Look close at the 2 pictures and note that gaps of .003 are used!!!.....far cry from today for sure. Also note the patent write-up " molding a distributor cap so that the track for the rotary distributor arm will be accurately and precisely positioned with respect to the distributor segments or contacts to thereby give the precise clearance between the distributor arm and contact segments without any need for machining either the track or the segments"
Also " contacts and the rotary distributor arm should be maintained within a close tolerance, for example, .001 inch to .003 inch."


Those gaps are 1/50 of some measured in our testing!

Also think back to the Bluestreak cap test done where the terminals did not extend down to the rotor tip.......actually they were arcing upward which sounds familiar to the above patent.....except Bluestreak rotor didn't make it all the way to the terminals!!!

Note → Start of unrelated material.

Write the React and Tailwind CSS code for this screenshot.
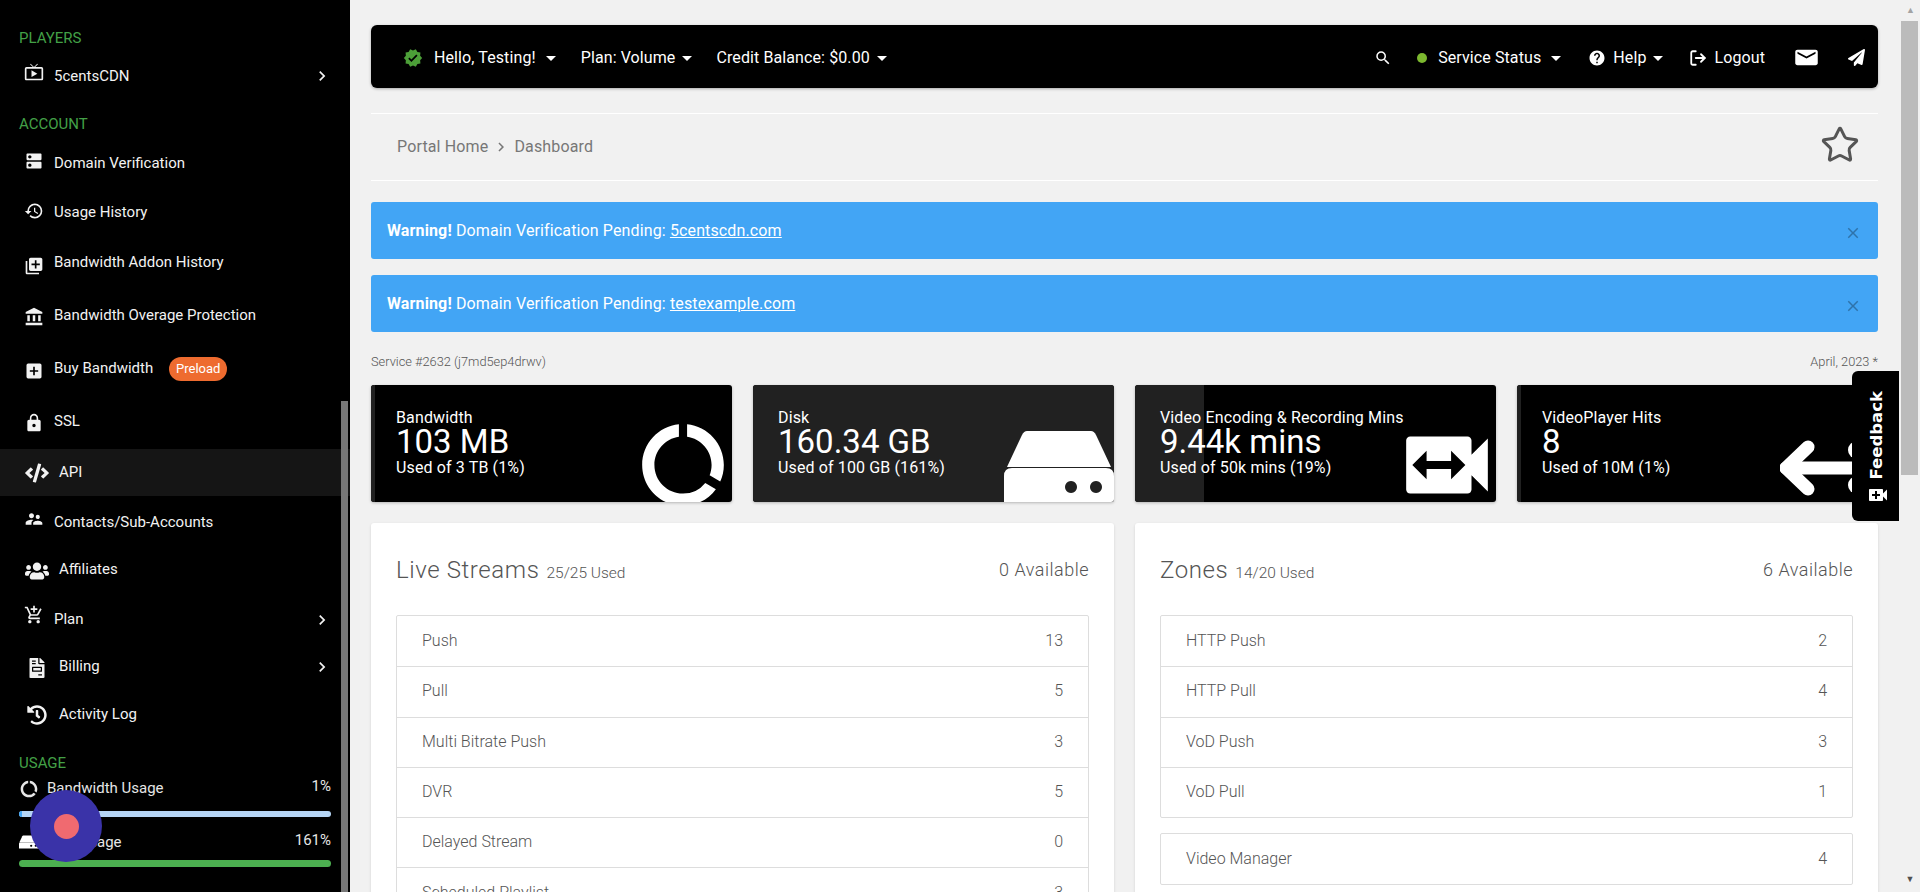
import { FaCode, FaUsers, FaFileInvoice, FaHistory, FaPaperPlane } from 'react-icons/fa';
import {
  MdLiveTv, MdDns, MdHistory, MdLibraryAdd, MdAccountBalance, MdAddBox, MdLock, MdSupervisorAccount,
  MdAddShoppingCart, MdDataUsage, MdSwitchVideo, MdVideoCall, MdVerified, MdSearch, MdHelp, MdEmail,
  MdChevronRight, MdClose, MdArrowDropDown,
} from 'react-icons/md';
import { LogOut, Star } from 'lucide-react';

// ── Sidebar data ──────────────────────────────────────────────────────────────
const ACCOUNT_ITEMS = [
  { label: 'Domain Verification', icon: MdDns, h: 'h-[49px]', shift: '-translate-y-[3px]' },
  { label: 'Usage History', icon: MdHistory, h: 'h-[49px]', shift: '-translate-y-[2px]' },
  { label: 'Bandwidth Addon History', icon: MdLibraryAdd, h: 'h-[51px]', shift: 'translate-y-[3px]' },
  { label: 'Bandwidth Overage Protection', icon: MdAccountBalance, h: 'h-[54px]', shift: 'translate-y-[2px]' },
  { label: 'Buy Bandwidth', icon: MdAddBox, h: 'h-[53px]', shift: 'translate-y-[2px]', badge: 'Preload' },
  { label: 'SSL', icon: MdLock, h: 'h-[54px]', shift: 'translate-y-[1px]', text: '-translate-y-[1px]' },
  { label: 'API', icon: FaCode, h: 'h-[47px]', pad: 'w-[59px] pl-[25px]', active: true, size: 24 },
  { label: 'Contacts/Sub-Accounts', icon: MdSupervisorAccount, h: 'h-[52px]', shift: '-translate-y-[3px]' },
  { label: 'Affiliates', icon: FaUsers, h: 'h-[42px]', pad: 'w-[59px] pl-[25px]', size: 24, shift: 'translate-y-[2px]' },
  { label: 'Plan', icon: MdAddShoppingCart, h: 'h-[58px]', chevron: true, shift: '-translate-y-[4px]' },
  { label: 'Billing', icon: FaFileInvoice, h: 'h-[36px]', pad: 'w-[59px] pl-[27px]', chevron: true, size: 20, shift: 'translate-y-[2px]' },
  { label: 'Activity Log', icon: FaHistory, h: 'h-[60px]', pad: 'w-[59px] pl-[27px]', size: 20, shift: 'translate-y-[1px]' },
];

const STATS = [
  { title: 'Bandwidth', value: '103 MB', sub: 'Used of 3 TB (1%)', pct: 1, icon: 'usage' },
  { title: 'Disk', value: '160.34 GB', sub: 'Used of 100 GB (161%)', pct: 100, icon: 'disk' },
  { title: 'Video Encoding & Recording Mins', value: '9.44k mins', sub: 'Used of 50k mins (19%)', pct: 19, icon: 'video' },
  { title: 'VideoPlayer Hits', value: '8', sub: 'Used of 10M (1%)', pct: 1, icon: 'player' },
];

// ── Small drawings ────────────────────────────────────────────────────────────
function DiskIcon({ className }) {
  return (
    <svg viewBox="0 0 110 71" className={className} fill="white">
      <path d="M23 0h64q3 0 5 4l15 32H3L18 4q2-4 5-4z" />
      <path fillRule="evenodd" d="M8 37h94q8 0 8 8v26H0V45q0-8 8-8zM67 50a6 6 0 1 0 .01 0zM92 50a6 6 0 1 0 .01 0z" />
    </svg>
  );
}

function PlayerIcon() {
  return (
    <svg viewBox="0 0 98 60" className="absolute left-[263px] top-[53px] w-[98px] h-[60px]" fill="none" stroke="white" strokeLinecap="round" strokeLinejoin="round">
      <path d="M6 30H80" strokeWidth="13" />
      <path d="M28 9L6 30L28 51" strokeWidth="13" />
      <circle cx="77" cy="12" r="9" fill="white" stroke="none" />
      <circle cx="77" cy="47" r="9" fill="white" stroke="none" />
    </svg>
  );
}

// ── Sidebar ───────────────────────────────────────────────────────────────────
function SectionLabel({ children, className = '' }) {
  return <div className={`h-[20px] flex items-center pl-[19px] text-[15px] text-[#43a047] ${className}`}>{children}</div>;
}

function NavRow({ item }) {
  const Icon = item.icon;
  return (
    <div className={`${item.h} flex items-center text-[15px] text-[#f2f2f2] ${item.active ? 'bg-[#151515]' : ''}`}>
      <span className={`shrink-0 ${item.pad || 'w-[54px] pl-[24px]'} ${item.shift || ''}`}>
        <Icon size={item.size || 20} color="#f2f2f2" />
      </span>
      <span className={item.text || ''}>{item.label}</span>
      {item.badge && (
        <span className="ml-[16px] w-[58px] h-[24px] rounded-full bg-[#ee6b2f] text-white text-[13px] flex items-center justify-center">{item.badge}</span>
      )}
      {item.chevron && <MdChevronRight size={20} className="ml-auto mr-[18px] translate-y-[1px]" />}
    </div>
  );
}

function UsageRow({ icon, label, pct, className = '' }) {
  return (
    <div className={`h-[26px] mx-[19px] flex items-center justify-between text-[15px] text-[#e6e6e6] ${className}`}>
      <span className="flex items-center gap-[8px]">{icon}{label}</span>
      <span className="-translate-y-[2px]">{pct}</span>
    </div>
  );
}

function Sidebar() {
  return (
    <aside className="relative w-[350px] shrink-0 bg-black text-white overflow-hidden pt-[28px]">
      <SectionLabel>PLAYERS</SectionLabel>
      <div className="h-[54px] flex items-center text-[15px] text-[#f2f2f2]">
        <span className="w-[54px] pl-[24px] shrink-0 -translate-y-[3px]"><MdLiveTv size={20} /></span>
        <span className="translate-y-[1px]">5centsCDN</span>
        <MdChevronRight size={20} className="ml-auto mr-[18px] translate-y-[1px]" />
      </div>
      <SectionLabel className="mt-[12px] mb-[5px]">ACCOUNT</SectionLabel>
      {ACCOUNT_ITEMS.map((item) => <NavRow key={item.label} item={item} />)}

      {/* Usage */}
      <SectionLabel className="mt-[9px] mb-[2px]">USAGE</SectionLabel>
      <UsageRow icon={<MdDataUsage size={20} className="translate-y-[1px]" />} label="Bandwidth Usage" pct="1%" />
      <div className="mx-[19px] mt-[10px] h-[6px] rounded-full bg-[#b5d5f5] overflow-hidden">
        <div className="h-full bg-[#42a5f5]" style={{ width: '1%' }} />
      </div>
      <UsageRow icon={<DiskIcon className="w-[20px] h-[14px]" />} label="Disk Usage" pct="161%" className="mt-[12px]" />
      <div className="mx-[19px] mt-[5px] h-[7px] rounded-full bg-[#4caf50]" />

      {/* Scroll thumb */}
      <div className="absolute left-[341px] top-[401px] bottom-0 w-[7px] bg-[#777]" />
    </aside>
  );
}

// ── Top bar ───────────────────────────────────────────────────────────────────
function Caret({ className = '' }) {
  return <MdArrowDropDown size={24} className={`shrink-0 ${className}`} />;
}

function TopBar() {
  return (
    <div className="h-[63px] pt-[2px] rounded-[6px] bg-black text-white text-[16px] tracking-[0.1px] flex items-center justify-between shadow-[0_1px_3px_rgba(0,0,0,0.3)]">
      <div className="flex items-center pl-[32px]">
        <MdVerified size={20} color="#4c9f38" />
        <span className="ml-[11px]">Hello, Testing!</span>
        <Caret className="ml-[3px]" />
        <span className="ml-[18px]">Plan: Volume</span>
        <Caret />
        <span className="ml-[17px]">Credit Balance: $0.00</span>
        <Caret />
      </div>
      <div className="flex items-center pr-[13px]">
        <MdSearch size={18} />
        <span className="ml-[25px] w-[10px] h-[10px] rounded-full bg-[#7cb82f]" />
        <span className="ml-[11px]">Service Status</span>
        <Caret className="ml-[3px]" />
        <MdHelp size={18} className="ml-[20px]" />
        <span className="ml-[7px]">Help</span>
        <Caret />
        <LogOut size={18} strokeWidth={2.4} className="ml-[19px]" />
        <span className="ml-[7px]">Logout</span>
        <MdEmail size={27} className="ml-[28px] scale-y-[0.85]" />
        <FaPaperPlane size={17} className="ml-[28px]" />
      </div>
    </div>
  );
}

// ── Dashboard pieces ──────────────────────────────────────────────────────────
function Alert({ domain }) {
  return (
    <div className="h-[57px] rounded-[3px] bg-[#42a5f5] text-white text-[16px] tracking-[0.13px] flex items-center justify-between pl-[16px] pr-[16px]">
      <p><strong className="font-bold">Warning!</strong> Domain Verification Pending: <span className="underline">{domain}</span></p>
      <MdClose size={18} className="text-[#000]/30 translate-y-[2px]" />
    </div>
  );
}

function StatCard({ stat }) {
  return (
    <div className="relative h-[117px] rounded-[3px] bg-black text-white overflow-hidden shadow-[0_1px_3px_rgba(0,0,0,0.25)]">
      <div className="absolute inset-y-0 left-0 bg-[#212121]" style={{ width: `${stat.pct}%` }} />
      <div className="relative pl-[25px] pt-[24px] tracking-[0.13px]">
        <div className="h-[18px] leading-[18px] text-[16px]">{stat.title}</div>
        <div className="h-[31px] leading-[30px] text-[33px] tracking-normal">{stat.value}</div>
        <div className="h-[20px] leading-[20px] text-[16px]">{stat.sub}</div>
      </div>
      {stat.icon === 'usage' && <MdDataUsage size={98} className="absolute right-0 top-[31px]" />}
      {stat.icon === 'video' && <MdSwitchVideo size={98} className="absolute right-0 top-[31px]" />}
      {stat.icon === 'disk' && <DiskIcon className="absolute right-0 top-[46px] w-[110px] h-[71px]" />}
      {stat.icon === 'player' && <PlayerIcon />}
    </div>
  );
}

function ListGroup({ rows, className = '' }) {
  return (
    <div className={`border border-[#ddd] rounded-[2px] ${className}`}>
      {rows.map(([label, n], i) => (
        <div key={label} className={`h-[50.3px] pb-[1px] flex items-center justify-between px-[25px] text-[16px] font-light text-[#555] ${i ? 'border-t border-[#ddd]' : ''}`}>
          <span>{label}</span>
          <span>{n}</span>
        </div>
      ))}
    </div>
  );
}

function Panel({ title, used, available, children }) {
  return (
    <section className="bg-white rounded-[3px] px-[25px] pt-[27px] shadow-[0_1px_3px_rgba(0,0,0,0.12)]">
      <div className="h-[40px] mb-[25px] flex items-center justify-between font-light text-[#555]">
        <p className="flex items-baseline">
          <span className="text-[24px] tracking-[0.6px]">{title}</span>
          <span className="ml-[7px] text-[15.5px]">{used}</span>
        </p>
        <span className="text-[18px] tracking-[0.5px] -translate-y-[1px]">{available}</span>
      </div>
      {children}
    </section>
  );
}

// ── Page ──────────────────────────────────────────────────────────────────────
export default function App() {
  return (
    <div className="relative flex h-[892px] overflow-hidden bg-[#f1f1f1] font-['Roboto',sans-serif]">
      <Sidebar />

      <main className="flex-1 min-w-0 pl-[21px] pr-[22px] pt-[25px]">
        <TopBar />

        <div className="mt-[25px] h-[68px] border-y border-white flex items-center justify-between pl-[26px] pr-[18px] text-[16px] tracking-[0.15px] text-[#777]">
          <span className="flex items-center">
            Portal Home
            <MdChevronRight size={18} className="mx-[4px]" />
            Dashboard
          </span>
          <Star size={40} strokeWidth={1.8} color="#555" className="-translate-y-[2px]" />
        </div>

        <div className="mt-[21px] flex flex-col gap-[16px]">
          <Alert domain="5centscdn.com" />
          <Alert domain="testexample.com" />
        </div>

        <div className="mt-[20px] h-[20px] flex items-center justify-between text-[12.8px] font-light text-[#555]">
          <span>Service #2632 (j7md5ep4drwv)</span>
          <span>April, 2023 *</span>
        </div>

        <div className="mt-[13px] grid grid-cols-4 gap-[21px]">
          {STATS.map((s) => <StatCard key={s.title} stat={s} />)}
        </div>

        <div className="mt-[21px] grid grid-cols-2 gap-[21px]">
          <Panel title="Live Streams" used="25/25 Used" available="0 Available">
            <ListGroup rows={[['Push', 13], ['Pull', 5], ['Multi Bitrate Push', 3], ['DVR', 5], ['Delayed Stream', 0], ['Scheduled Playlist', 3]]} />
          </Panel>
          <Panel title="Zones" used="14/20 Used" available="6 Available">
            <ListGroup rows={[['HTTP Push', 2], ['HTTP Pull', 4], ['VoD Push', 3], ['VoD Pull', 1]]} />
            <ListGroup rows={[['Video Manager', 4]]} className="mt-[15px]" />
          </Panel>
        </div>
      </main>

      {/* Page scrollbar */}
      <div className="relative w-[20px] shrink-0 bg-[#f1f1f1] pl-[1px]">
        <div className="h-[21px] flex items-center justify-center text-[9px] text-[#a3a3a3]">▲</div>
        <div className="w-[17px] h-[454px] bg-[#bbb]" />
        <div className="absolute bottom-[6px] left-0 right-0 text-center text-[9px] text-[#505050]">▼</div>
      </div>

      {/* Feedback tab */}
      <div className="absolute left-[1852px] top-[371px] w-[47px] h-[150px] rounded-l-[6px] bg-black text-white flex flex-col items-center pl-[4px]">
        <span className="mt-[20px] font-['DejaVu_Sans',sans-serif] font-bold text-[16.5px] [writing-mode:vertical-rl] rotate-180">Feedback</span>
        <MdVideoCall size={24} className="mt-[3px]" />
      </div>

      {/* Recorder widget */}
      <div className="absolute left-[30px] top-[790px] w-[72px] h-[72px] rounded-full bg-[#3a33a8] flex items-center justify-center">
        <div className="w-[25px] h-[25px] rounded-full bg-[#f06a70]" />
      </div>
    </div>
  );
}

Also Note the patent owner was Mallory.......any chance they were grabbing up any idea and locking it up in a patent if possible?

Based our small sample size testing the secondary high voltage is significantly lowered by decreasing the huge gap by secondary machining.....even crude secondary machining. So why go for the gold when silver will do just fine (compared to what is there for secondary voltage)?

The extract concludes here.